The global legal practice of Squire Sanders announced today that its legal investigations team, which included lawyers from the white collar, healthcare and litigation groups, secured a qui tam victory for client American Kidney Stone Management, Ltd. (AKSM), a leading provider of lithotripsy services throughout the US. On August 23, the Department of Justice (DOJ) and the Office of Inspector General (OIG) of the Department of Health and Human Services dismissed a complaint filed by a "whistleblower" against AKSM that alleged violations of the False Claims Act.
Prior to this dismissal, the Squire Sanders team persuasively argued that AKSM was abiding by federal healthcare and False Claims Act laws and employing industry best practices in the operation of its business.
"The dismissal of this qui tam is truly a testament to the strategy and skill of our team-work, in methodically managing this matter while embracing state-of-the-art document search technology to best present our client’s case," said Thomas E. Zeno, lead counsel of the investigations team and former federal prosecutor of nearly 30 years with DOJ in Washington, DC. "We appreciate the government's willingness to allow us to fully explain and present the facts about AKSM’s business structure, procedures and services and thus demonstrate the company's full compliance with the law."
This dismissal occurs less than one year after the government informed AKSM of its investigation. The full complaint was under seal until its dismissal to allow the government time to complete its investigation.
"We have been steadfast in our belief that our business model, operations and procedures are all in full compliance with the law," said Dr. Henry A. Wise, II, chairman and CEO of AKSM. "Although no company wants to be the subject of a government investigation, and while it was challenging to provide the government the extensive amount of documentation required, we support the government's efforts to eliminate fraud in the healthcare system. We are grateful to Squire Sanders' team that provided the guidance, strategy and expert legal counsel that secured this dismissal."

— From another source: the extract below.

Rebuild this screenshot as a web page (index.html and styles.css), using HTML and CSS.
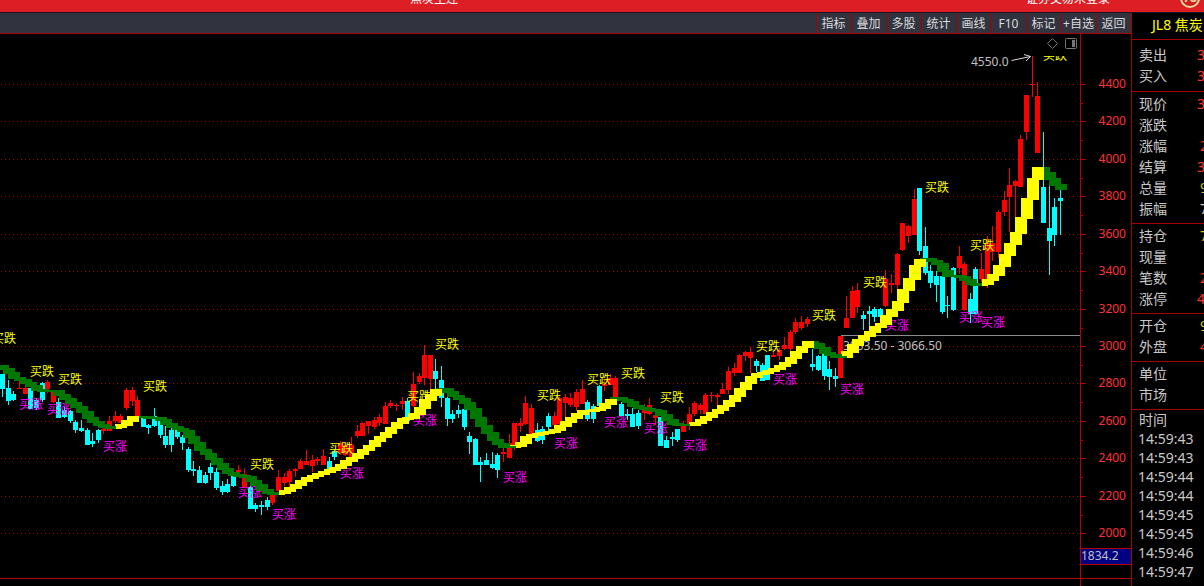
FILE: index.html
```html
<!DOCTYPE html>
<html lang="zh-CN">
<head>
<meta charset="utf-8">
<title>JL8 焦炭</title>
<link rel="stylesheet" href="styles.css">
</head>
<body>
<header class="titlebar">
  <span class="title-name">焦炭主连</span>
  <span class="title-status">证券交易未登录</span>
  <span class="title-badge">78</span>
</header>
<div class="workspace">
  <main class="main">
    <nav class="toolbar">
      <button type="button">指标</button>
      <button type="button">叠加</button>
      <button type="button">多股</button>
      <button type="button">统计</button>
      <button type="button">画线</button>
      <button type="button">F10</button>
      <button type="button">标记</button>
      <button type="button">+自选</button>
      <button type="button">返回</button>
    </nav>
    <svg class="chart" id="chart" viewBox="0 34 1131 552" preserveAspectRatio="xMinYMin meet">
      <defs><clipPath id="plot"><rect x="0" y="56" width="1080" height="520"/></clipPath></defs>
      <g id="grid"></g>
      <g id="candles"></g>
      <g id="notes">
        <path d="M841 335.5H1080" stroke="#8c8c8c"/>
        <text class="note" x="843" y="350">3053.50 - 3066.50</text>
        <text class="note" x="971" y="66">4550.0</text>
        <path class="arrow" d="M1011.5 60.5L1030.500 56.500M1024 54.500L1030.500 56.500L1026 61"/>
        <path class="glyph" d="M1047.500 43.500L1052.500 38.500L1057.500 43.500L1052.500 48.500Z"/>
        <rect class="glyph" x="1065.500" y="38.500" width="11" height="10" rx="1"/>
        <rect x="1072" y="40" width="3" height="7" fill="#777"/>
      </g>
      <g id="labels" clip-path="url(#plot)"></g>
      <g id="ribbon"></g>
      <g id="axis"></g>
    </svg>
  </main>
  <aside class="quote">
    <h1 class="quote-title">JL8 焦炭</h1>
    <dl class="group group-first">
      <div><dt>卖出</dt><dd>3</dd></div>
      <div><dt>买入</dt><dd>3</dd></div>
    </dl>
    <dl class="group">
      <div><dt>现价</dt><dd>3</dd></div>
      <div><dt>涨跌</dt><dd></dd></div>
      <div><dt>涨幅</dt><dd class="short">2</dd></div>
      <div><dt>结算</dt><dd>3</dd></div>
      <div><dt>总量</dt><dd class="short volume">9</dd></div>
      <div><dt>振幅</dt><dd class="short plain">7</dd></div>
    </dl>
    <dl class="group">
      <div><dt>持仓</dt><dd class="short volume">7</dd></div>
      <div><dt>现量</dt><dd></dd></div>
      <div><dt>笔数</dt><dd class="short">2</dd></div>
      <div><dt>涨停</dt><dd>4</dd></div>
    </dl>
    <dl class="group">
      <div><dt>开仓</dt><dd class="short volume">9</dd></div>
      <div><dt>外盘</dt><dd class="short">4</dd></div>
    </dl>
    <dl class="group">
      <div><dt>单位</dt><dd></dd></div>
      <div><dt>市场</dt><dd></dd></div>
    </dl>
    <h2 class="ticks-title">时间</h2>
    <ol class="ticks">
      <li>14:59:43</li><li>14:59:43</li><li>14:59:44</li><li>14:59:44</li>
      <li>14:59:45</li><li>14:59:45</li><li>14:59:46</li><li>14:59:47</li><li>14:59:48</li>
    </ol>
  </aside>
</div>
<script src="chart.js"></script>
</body>
</html>
```

FILE: styles.css
```css
* { box-sizing: border-box; }

body {
  margin: 0;
  height: 100vh;
  overflow: hidden;
  display: flex;
  flex-direction: column;
  background: #000;
  color: #c8c8c8;
  font-family: "Noto Sans", "Noto Sans CJK SC", sans-serif;
  font-size: 12px;
}

.titlebar {
  flex: none;
  display: flex;
  align-items: flex-end;
  height: 13px;
  overflow: hidden;
  background: #dd1e25;
  border-bottom: 1px solid #1c1420;
  color: #fff;
  line-height: 18px;
}
.title-name { margin-left: 410px; margin-bottom: 4px; }
.title-status { margin-left: auto; margin-bottom: 4px; }
.title-badge {
  flex: none;
  width: 20px;
  height: 20px;
  margin: 0 4px 4px 70px;
  border: 2px solid #f3d7a2;
  border-radius: 50%;
  background: #c8201c;
  color: #f3d7a2;
  font-weight: 700;
  line-height: 16px;
  text-align: center;
}

.workspace {
  flex: 1;
  min-height: 0;
  display: grid;
  grid-template-columns: minmax(0, 1fr) 73px;
}
.main {
  display: flex;
  flex-direction: column;
  min-height: 0;
}

.toolbar {
  flex: none;
  display: flex;
  justify-content: flex-end;
  height: 21px;
  background: #31333f;
  border-bottom: 1px solid #a80000;
}
.toolbar button {
  width: 35px;
  padding: 0 1px 0 0;
  border: 0;
  border-left: 1px solid #a80000;
  background: none;
  color: #dcdcdc;
  font: inherit;
  white-space: nowrap;
}

.chart {
  display: block;
  flex: 1;
  width: 100%;
  min-height: 0;
}
.chart text { font-size: 12px; }
.fall { fill: #ff0; }
.rise { fill: #f0f; }
.note { fill: #c0c0c0; }
.price { fill: #ff3232; text-anchor: end; }
.arrow { fill: none; stroke: #d8d8d8; }
.glyph { fill: none; stroke: #777; }
.gridline { stroke: #a00000; stroke-dasharray: 1 3; }
.frame { fill: none; stroke: #b40000; }
.cursor-box { fill: #000080; }

.quote {
  overflow: hidden;
  border-left: 1px solid #a80000;
  font-size: 14px;
  white-space: nowrap;
}
.quote-title {
  height: 27px;
  margin: 0;
  padding-left: 20px;
  border-bottom: 1px solid #a80000;
  color: #ff0;
  font-size: 14px;
  font-weight: 400;
  line-height: 24px;
}
.group {
  margin: 0;
  padding: 2px 0 3px 7px;
  border-bottom: 1px solid #a80000;
}
.group-first { padding: 5px 0 4px 7px; }
.group div {
  display: flex;
  height: 21px;
  line-height: 19px;
}
.group dt { width: 58px; flex: none; }
.group dd { margin: 0; color: #ff3232; }
.group .short { padding-left: 3px; }
.group .volume { color: #c8c800; }
.group .plain { color: #c8c8c8; }
.ticks-title {
  height: 19px;
  margin: 0;
  padding-left: 7px;
  font-size: 14px;
  font-weight: 400;
  line-height: 20px;
}
.ticks {
  margin: 0;
  padding: 0 0 0 6px;
  list-style: none;
  line-height: 19px;
}
```

FILE: chart.js
```js
// Each candle: x, high, body top, body bottom, low; "r" is red and "c" is cyan.
const candles = `
2 374 374 389 397 c|8 380 388 401 405 c|13 391 394 400 401 c|19 381 388 389 389 r|25 386 388 394 394 r
30 388 388 409 409 c|36 398 400 408 410 c|42 382 383 400 402 c|47 380 382 389 393 r|53 390 390 402 403 r
58 398 402 418 418 c|64 407 410 417 418 c|70 410 411 421 423 c|75 420 422 430 433 c|81 420 428 431 432 c
87 428 430 445 445 c|92 433 441 444 447 c|98 429 430 440 443 c|103 426 429 431 434 r|109 416 421 431 431 r
115 411 416 421 423 r|120 414 416 423 423 r|126 388 390 408 410 r|132 387 390 401 406 r|137 396 400 418 422 r
143 417 417 427 427 c|148 424 425 428 434 c|154 408 416 426 427 c|160 419 420 435 438 c|165 426 436 445 448 c
171 428 430 445 452 c|177 427 430 437 439 c|182 435 437 443 450 c|188 447 449 470 472 c|193 461 469 471 476 c
199 466 470 483 483 c|205 472 475 483 484 c|210 463 467 473 480 c|216 468 472 488 490 c|222 481 486 492 495 c
227 479 484 492 493 c|233 473 474 486 487 c|238 465 470 472 473 r|244 468 474 487 487 r|250 486 487 509 509 c
255 503 505 509 512 c|261 501 505 507 515 c|267 497 500 507 510 c|272 492 493 503 505 r|278 470 477 491 491 r
284 473 477 483 486 r|289 469 471 482 487 r|295 468 469 471 477 r|300 459 461 469 469 r|306 450 461 465 465 r
312 455 460 466 472 r|317 457 459 461 465 r|323 449 456 465 465 r|329 457 461 469 474 c|334 450 451 457 460 c
340 441 443 453 455 r|345 443 445 455 456 r|351 437 445 457 457 r|357 425 431 436 438 r|362 422 423 436 436 r
368 421 421 426 434 r|374 417 420 427 429 r|379 414 417 423 426 r|385 402 406 424 424 r|390 400 403 406 408 r
396 403 405 406 411 r|402 397 401 404 410 r|407 398 401 421 421 c|413 372 384 406 407 r|419 373 376 382 384 r
424 345 355 378 385 r|430 355 355 379 390 r|435 359 371 379 390 c|441 366 380 398 407 c|447 396 398 419 426 c
452 410 414 419 423 c|458 405 410 414 418 c|464 408 409 427 430 c|469 432 436 442 454 c|475 438 439 465 465 c
480 457 462 465 482 c|486 453 460 465 465 c|492 452 464 468 469 c|497 453 455 470 478 c|503 447 452 454 462 r
509 434 443 458 458 r|514 423 423 447 450 r|520 418 423 426 432 r|525 396 403 424 425 r|531 404 408 435 435 r
537 423 430 441 442 c|542 426 429 440 444 c|548 413 416 427 431 c|554 412 416 425 430 r|559 397 398 424 428 r
565 394 397 403 418 r|570 393 398 405 407 r|576 389 392 407 411 r|582 380 389 404 404 r|587 400 402 419 421 c
593 404 406 419 423 c|599 385 386 406 406 c|604 380 384 386 391 r|610 374 378 385 385 r|615 376 378 398 401 r
621 402 404 416 416 c|627 409 414 416 420 c|632 408 414 427 427 c|638 410 413 426 429 c|644 404 407 413 420 r
649 398 405 414 415 r|655 413 415 418 425 r|660 417 417 446 446 c|666 436 440 448 448 c|672 432 437 439 446 c
677 429 429 440 442 c|683 421 425 432 432 r|689 407 414 424 430 r|694 401 403 414 416 r|700 403 405 410 414 r
705 393 395 414 414 r|711 392 395 396 402 r|717 393 395 397 405 r|722 383 389 394 394 r|728 367 371 390 394 r
734 363 368 373 376 r|739 354 355 373 373 r|745 351 352 356 361 r|750 347 352 358 373 r|756 359 361 366 372 c
762 363 365 381 381 c|767 355 355 380 380 c|773 351 355 357 357 r|779 348 350 356 360 r|784 337 345 349 350 r
790 330 332 349 352 r|795 318 322 332 334 r|801 316 322 328 330 r|807 317 319 324 327 r|812 349 364 367 371 c
818 355 356 370 371 c|824 353 353 376 380 c|829 361 369 377 390 c|835 368 376 379 387 c|840 336 336 378 378 r
846 296 318 328 328 r|852 286 291 318 318 r|857 283 290 307 313 r|863 311 315 319 330 c|869 306 311 314 334 c
874 307 309 317 322 c|880 308 309 317 325 c|885 270 279 306 307 r|891 274 283 285 293 r|897 253 254 285 294 r
902 223 223 250 251 r|908 225 226 236 243 r|914 189 199 235 235 r|919 188 188 251 255 c|925 227 246 273 275 c
930 265 271 283 288 c|936 271 276 285 302 c|942 274 276 312 314 c|947 296 305 306 318 c|953 267 268 310 311 c
959 246 256 268 274 r|964 262 264 310 311 r|970 293 299 314 323 c|975 267 269 314 314 c|981 253 269 279 282 r
987 236 243 279 288 r|992 226 243 252 261 r|998 210 212 252 258 r|1004 191 200 212 216 r|1009 168 185 197 232 r
1015 180 181 186 218 r|1020 135 139 187 187 r|1026 95 95 132 140 r|1032 56 84 85 97 r|1037 82 96 153 153 r
1043 132 187 223 223 c|1049 184 228 241 275 c|1054 198 207 235 246 c|1060 188 198 201 235 c
`.trim().split(/[|\n]/).map(s => s.split(' ').map((v, i) => (i < 5 ? Number(v) : v)));

// Level of the trend ribbon at the left side of each candle, and after the last one.
const trend = [
  365, 368, 372, 377, 379, 382, 385, 389, 390, 390,
  390, 394, 398, 402, 406, 411, 417, 421, 424, 426,
  427, 426, 424, 420, 416, 416, 416, 417, 417, 419,
  423, 426, 428, 430, 436, 442, 449, 453, 458, 463,
  468, 472, 474, 475, 476, 480, 484, 489, 492, 493,
  492, 490, 487, 484, 480, 477, 475, 473, 471, 469,
  467, 464, 460, 457, 453, 449, 445, 440, 436, 432,
  427, 422, 418, 417, 413, 407, 399, 394, 389, 388,
  391, 395, 398, 402, 408, 417, 425, 432, 439, 443,
  446, 446, 445, 442, 436, 434, 433, 432, 431, 429,
  425, 421, 417, 413, 410, 410, 409, 407, 403, 399,
  397, 399, 401, 405, 407, 408, 409, 410, 414, 419,
  423, 424, 424, 424, 422, 419, 416, 412, 409, 405,
  400, 395, 388, 382, 376, 373, 372, 370, 368, 365,
  362, 357, 351, 346, 341, 343, 347, 352, 354, 356,
  356, 351, 344, 339, 335, 331, 326, 323, 315, 309,
  301, 289, 278, 265, 259, 258, 260, 263, 270, 275,
  275, 276, 279, 283, 284, 283, 279, 274, 265, 254,
  243, 232, 217, 198, 178, 167, 172, 178, 184, 188
];
const rising = [[20, 23], [49, 77], [91, 108], [122, 143], [150, 163], [174, 184]];

const fallLabels = [[-8, 338], [30, 371], [58, 379], [143, 386], [250, 464], [329, 448], [407, 396],
  [435, 344], [537, 395], [587, 379], [621, 373], [660, 397], [756, 346], [812, 315], [863, 282],
  [925, 187], [970, 245], [1043, 55]];
const riseLabels = [[19, 404], [47, 409], [103, 446], [238, 492], [272, 514], [340, 473], [413, 420],
  [503, 477], [554, 443], [604, 422], [644, 428], [683, 445], [773, 379], [840, 389], [885, 325],
  [959, 317], [981, 322]];
const prices = [[4400, 84], [4200, 121], [4000, 159], [3800, 196], [3600, 234], [3400, 271], [3200, 309],
  [3000, 346], [2800, 383], [2600, 421], [2400, 458], [2200, 496], [2000, 533]];

const box = (x, y, w, h) => `M${x} ${y}h${w}v${h}h${-w}z`;
const fill = (id, html) => { document.getElementById(id).innerHTML = html; };

const candlePath = kind => candles.filter(c => c[5] === kind).map(([x, high, top, bottom, low]) =>
  box(x, high, 1, low - high) + box(x - 2, top, 5, Math.max(1, bottom - top))).join('');
fill('candles', `<path fill="#f00" d="${candlePath('r')}"/><path fill="#0ff" d="${candlePath('c')}"/>`);

// Older steps lie over newer ones, so the colour changes at the end of a trend.
const isRising = i => rising.some(([from, to]) => i >= from && i <= to);
fill('ribbon', candles.map(([x], i) => {
  const top = Math.min(trend[i], trend[i + 1]);
  const height = Math.abs(trend[i + 1] - trend[i]) + 2;
  return `<path fill="${isRising(i) ? '#ff0' : '#007800'}" d="${box(x - 5, top, 12, height)}"/>`;
}).reverse().join(''));

const label = (kind, text) => ([x, y]) => `<text class="${kind}" x="${x}" y="${y + 5}">${text}</text>`;
fill('labels', riseLabels.map(label('rise', '买涨')).join('') + fallLabels.map(label('fall', '买跌')).join(''));

fill('grid', prices.map(([, y]) => `<path class="gridline" d="M1 ${y + 0.5}H1080"/>`).join(''));
fill('axis',
  prices.map(([p, y]) => `<path class="frame" d="M1081 ${y + 0.5}h5M1081 ${y + 19.5}h2"/>
    <text class="price" x="1126" y="${y + 4}">${p}</text>`).join('') +
  `<rect class="cursor-box" x="1081" y="548" width="50" height="16"/>
   <text class="note" x="1081" y="560">1834.2</text>
   <path class="frame" d="M1080.5 34V586M1081 548.5H1131M1081 564.5H1131M0 578.5H1131"/>`);
```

The Squire Sanders legal team included Thomas E. Zeno (white collar) from the Washington DC office, and John M. Kirsner (healthcare), Aneca E. Lasley (litigation) and Elizabeth E. Trende (healthcare) from the Columbus office.
Squire Sanders cross-practice team, with lawyers from the healthcare, white collar and litigation practices, works with clients, including boards of directors of publicly listed and privately held companies and their audit committees, across the globe and across all industries to aggressively address the complex legal and regulatory challenges, investigations and derivative claims brought by government regulators and enforcement agencies, such as the DOJ and OIG of the Department of Health and Human Services, Food and Drug Administration, among others.
Among its other businesses, AKSM is a management company that oversees the day-to-day operations of physician-owned lithotripsy companies. Lithotripsy is a medical procedure that eliminates kidney stones by smashing them with non-invasive shock waves instead of removing them through surgery. Founded in 1984 in Columbus, AKSM currently manages companies throughout the U.S.
In October 2011, the DOJ served a Civil Investigative Demand (CID) on a physician-owned lithotripsy service provider managed by AKSM. Subsequent to this CID, the government partially unsealed a complaint that revealed that AKSM and hundreds of other defendants were under investigation and alleged, among others things, that AKSM's business model was flawed and beyond the bounds of the law.
This complaint resembled other OIG investigations, one recently completed in 2010 against another provider of lithotripsy services. The result of that investigation required that company to pay US$7.3 million in Civil Monetary Penalties and enter into a five-year Corporate Integrity Agreement. That agreement settled OIG allegations that that company violated the federal Anti-Kickback laws and the Physician Self-Referral Law, known as the Stark law.
Unlike the 2010 case, the August 23 dismissal involves no payments by or Corporate Integrity Agreement with AKSM. The full complaint had been under seal until it moved to dismiss the action against AKSM and all defendants in its entirety on August 23.
The Squire Sanders investigations team responded to the complaint by distinguishing AKSM’s business management model. The team extolled AKSM’s superior, technologically advanced equipment and stringent medical quality standards, which are overseen by a corporate Medical Director. AKSM also has substantial compliance measures in place including a corporate compliance officer who establishes and maintains a Code of Conduct and develops compliance programs for the managed companies. The compliance officer also monitors, identifies and implements plans to correct problems related to these standards.
The case is United States of America ex rel. Anne E. Mitchell v. United Medical Systems, No. 2:11-cv-10090-VAR-MKM (E.D. MICH.).